Re: LOGNAME, USER, and get-uid; NIS Lassi Kortela 13 Aug 2019 09:13 UTC

> We previously removed geteuid and getegid because we didn't want to
> *directly* support setuid root then lower your privileges Scheme
> programming, but if that happens *before* Scheme is called, by all
> means let us return those two, which are completely trivial to
> implement, they take no arguments and can't fail.

Exactly. Getting the user IDs is a whole different ball game than
setting them :)

> None of POSIX, Linux, or OpenBSD have getruid or getrgid, the POSIX
> descriptions of getuid and getgid, and the man pages for Bionic
> Beaver Linux and OpenBSD 6.5 say they return the real ids.  So we
> could rename user-uid/-gid to user-real-uid/-gid.

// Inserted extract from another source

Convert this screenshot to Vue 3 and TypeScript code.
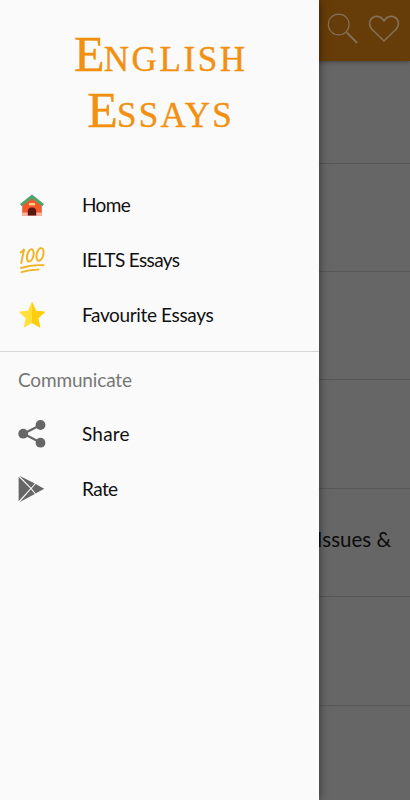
<script setup lang="ts">
interface Entry {
  id: string
  label: string
}

const mainEntries: Entry[] = [
  { id: 'home', label: 'Home' },
  { id: 'ielts', label: 'IELTS Essays' },
  { id: 'favourite', label: 'Favourite Essays' },
]
const communicateEntries: Entry[] = [
  { id: 'share', label: 'Share' },
  { id: 'rate', label: 'Rate' },
]
const topics: string[] = ['', '', '', '', 'Issues &', '', '']
</script>

<template>
  <div class="screen">
    <div class="page">
      <header class="appbar">
        <svg class="search" viewBox="0 0 32 32">
          <circle cx="11.7" cy="11.5" r="10.4" />
          <path class="handle" d="M19.3 19.2L30.2 30" />
        </svg>
        <svg class="heart" viewBox="0 0 32 28">
          <path d="M16 26L3.9 14.2C-.6 9.3 2 1.7 8.5 1.4c3.4-.1 5.8 1.8 7.5 4.5 1.7-2.7 4.1-4.6 7.5-4.5 6.5.3 9.1 7.9 4.6 12.8Z" />
        </svg>
      </header>
      <div v-for="(topic, i) in topics" :key="i" class="topic">{{ topic }}</div>
    </div>

    <aside class="drawer">
      <h1 class="title">
        <span class="wide"><span class="initial">E</span>nglish</span><br />
        <span class="narrow"><span class="initial">E</span>ssays</span>
      </h1>
      <nav class="menu">
        <a v-for="e in mainEntries" :key="e.id" class="entry">
          <svg v-if="e.id === 'home'" class="icon" viewBox="0 0 28 28">
            <path fill="#f15a2b" d="M4.2 12L14 4.5l9.8 7.5v12.5H4.2z" />
            <path fill="#f8b5a3" d="M4.2 21.5h19.6v3H4.2z" />
            <path fill="#5d1712" d="M9.8 24.5v-4.3a4.2 3.8 0 0 1 8.4 0v4.3z" />
            <rect x="11" y="12" width="6" height="2.4" fill="#ffcc80" />
            <path fill="#4fa36b" d="M14 3.6L26 13l-1.6 2.2L14 7.7 3.6 15.2 2 13z" />
          </svg>
          <svg v-else-if="e.id === 'ielts'" class="icon hundred" viewBox="0 0 28 28">
            <path d="M2.8 6.4Q5 5.2 6.2 3L3.2 17" />
            <ellipse cx="12.3" cy="9.4" rx="3.1" ry="6.3" transform="rotate(14 12.3 9.4)" />
            <ellipse cx="22" cy="8.4" rx="3.3" ry="6.5" transform="rotate(14 22 8.4)" />
            <path d="M3 22Q13 18.6 25.5 19.2M3.5 26.2Q11 23.4 20.5 23.6" />
          </svg>
          <svg v-else class="icon" viewBox="0 0 28 28">
            <path fill="#ffdf38" d="M14 .8l4 9 9.3 1-7 6.4 2 9.6L14 22 5.7 26.8l2-9.6-7-6.4 9.3-1z" />
            <path fill="#fdce0c" d="M14 .8l4 9 9.3 1-7 6.4 2 9.6L14 22z" />
          </svg>
          <span :class="['label', e.id]">{{ e.label }}</span>
        </a>
      </nav>
      <section class="communicate">
        <h2 class="subheader">Communicate</h2>
        <a v-for="e in communicateEntries" :key="e.id" class="entry">
          <svg v-if="e.id === 'share'" class="icon grey" viewBox="0 0 28 28">
            <path class="link" d="M22.5 5L5.5 13.7l17 8.8" />
            <circle cx="22.5" cy="5" r="4.9" />
            <circle cx="5.2" cy="13.7" r="4.9" />
            <circle cx="22.5" cy="22.7" r="4.9" />
          </svg>
          <svg v-else class="icon grey" viewBox="0 0 28 28">
            <path d="M.6 1.7L12.3 13.5.6 26.3z" />
            <path d="M1.4.7L16.8 8.4 13.1 12.7z" />
            <path d="M17.6 8.9L26.2 13.8 17.6 18.4 13.8 13.6z" />
            <path d="M13 14.3L16.8 19 1.8 27z" />
          </svg>
          <span :class="['label', e.id]">{{ e.label }}</span>
        </a>
      </section>
    </aside>
  </div>
</template>

<style>
body {
  margin: 0;
  overflow: hidden;
}
</style>

<style scoped>
.screen {
  position: relative;
  width: 410px;
  height: 800px;
  overflow: hidden;
  background: #666;
  font-family: Lato, 'Liberation Sans', sans-serif;
}
.appbar {
  display: flex;
  justify-content: flex-end;
  align-items: flex-start;
  box-sizing: border-box;
  height: 61px;
  padding: 13px 10px 0 0;
  background: #663d08;
  box-shadow: 0 1px 4px rgba(0, 0, 0, 0.35);
}
.appbar svg {
  fill: none;
  stroke: #85705a;
  stroke-width: 1.1;
}
.search {
  width: 32px;
  height: 32px;
  margin-right: 9px;
}
.search .handle {
  stroke-width: 1.9;
}
.heart {
  width: 32px;
  height: 28px;
  margin-top: 2px;
}
.appbar .heart {
  stroke-width: 1.6;
}
.topic {
  display: flex;
  align-items: center;
  justify-content: flex-end;
  box-sizing: border-box;
  height: 108.4px;
  padding: 0 19px 6px 0;
  border-bottom: 1px solid #575757;
  color: #0c0c0c;
  font-size: 20.5px;
}
.appbar + .topic {
  height: 102.6px;
}
.drawer {
  position: absolute;
  top: 0;
  left: 0;
  width: 319px;
  height: 800px;
  background: #fafafa;
  box-shadow: 0 0 9px rgba(0, 0, 0, 0.55);
}
.title {
  margin: 0;
  padding-top: 26px;
  height: 151px;
  color: #f29111;
  font: 400 50px/56px 'Liberation Serif', serif;
  font-variant: small-caps;
  text-align: center;
  -webkit-text-stroke: 0.4px #f29111;
}
.wide {
  letter-spacing: 2.6px;
  margin-right: -2.6px;
}
.narrow {
  letter-spacing: 2.2px;
  margin-right: -2.2px;
}
.initial {
  letter-spacing: -0.8px;
}
.menu {
  height: 174px;
  border-bottom: 1px solid #d6d6d6;
}
.entry {
  display: flex;
  align-items: center;
  height: 55px;
  padding-left: 18px;
  color: #111;
  font-size: 19px;
}
.icon {
  width: 28px;
  height: 28px;
  margin-right: 36px;
}
.label.home {
  letter-spacing: -0.6px;
}
.label.ielts {
  letter-spacing: -0.63px;
}
.label.favourite {
  letter-spacing: -0.36px;
}
.label.share {
  letter-spacing: 0.2px;
}
.label.rate {
  letter-spacing: -0.6px;
}
.hundred {
  fill: none;
  stroke: #f2b322;
  stroke-width: 1.9;
  stroke-linecap: round;
}
.grey {
  fill: #666;
}
.link {
  fill: none;
  stroke: #666;
  stroke-width: 2.2;
}
.subheader {
  margin: 0;
  padding: 0 18px;
  height: 54px;
  color: #767676;
  font-size: 19px;
  font-weight: 400;
  line-height: 56px;
  letter-spacing: -0.15px;
}
</style>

Just so. getuid()/getgid() always get the real UID. Probably the concept
of an effective user ID was added late in the development of Unix so the
real user functions don't have the letter "r" as those were the only IDs
there were.

> Although I note just now using setuid with scsh 0.7 on Bionic Beaver
> that both user-uid and user-effective-uid stay the same before and
> after I do (set-uid 1000), 0 to 1000....  Although there's no trail
> of crumbs in the source from what I take to be the system calls to
> either of the Scheme procedures....

That sounds just weird... If you start off as root, at least the first
set-uid should succeed in changing the UID.